Here’s what someone (His name Pramoda Ravi) said about it

Lenovo Explorer is the best bang for the buck, period.

Resolution is slightly better than the Rift
Windows Mixed Reality > Oculus Home
No external tracers
Adjustable headband
Swivel headset (major plus, being able to focus correctly is SO EASY)

No mic or audio
SDE is as apparent as with the Rift
FOV is very similar to the Rift

If you bought a Samsung HMD and can’t get the computer to run it correctly because it needs a 1070 or better to function… here’s your answer. Requires very minimum computer requirements which means you can enjoy great graphics with a slightly worse screen than trying to play everything at low settings with a great screen. Trust me, you want the first. Also, for $110… holy $hit, this is a f**ing steal.


Please write about this when you’ve had a few hours with it. Sounds very interesting.

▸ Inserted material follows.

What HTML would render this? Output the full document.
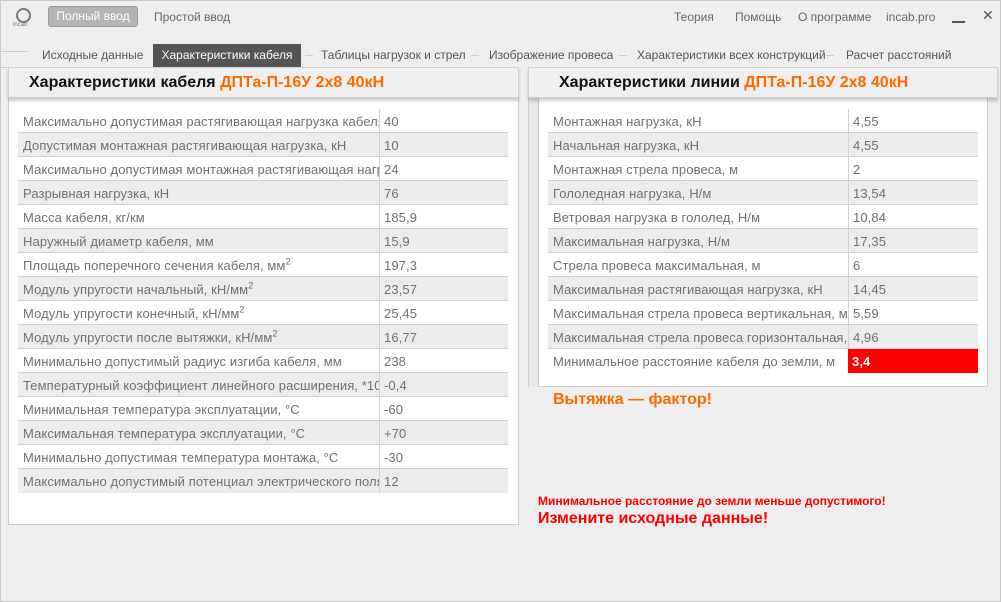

To those looking to get in on sim racing:
This headset has just freed up several hundred dollars you’d have had to spend on a large Tele. That money can instead be spent on a decent controller and mounting setup.

My advice - spend big on something good. 20 years ago I bought a Hyperstimulator on the basis that it will never be obsolete. I’ve loved looking at it in my living room every day I’ve owned it, and the physical immersion (in a 94 Williams cockpit) supplies an experience you don’t get from a plastic Logitech (as much as I love their gear). The controls are racecar-weighted, so it’s a very satisfying and very physical experience.

Above all, it’s well built - there’s no flex anywhere in the system so your input to the controls goies into the controls and nowhere else.

Whatever you buy, mount it rigidly. If you’re serious, you cant have stuff moving around while you drive.


I’m pretty sure that rig would be of interest to pretty much every major sim racing forum. I’d imagine those were pretty rare even then.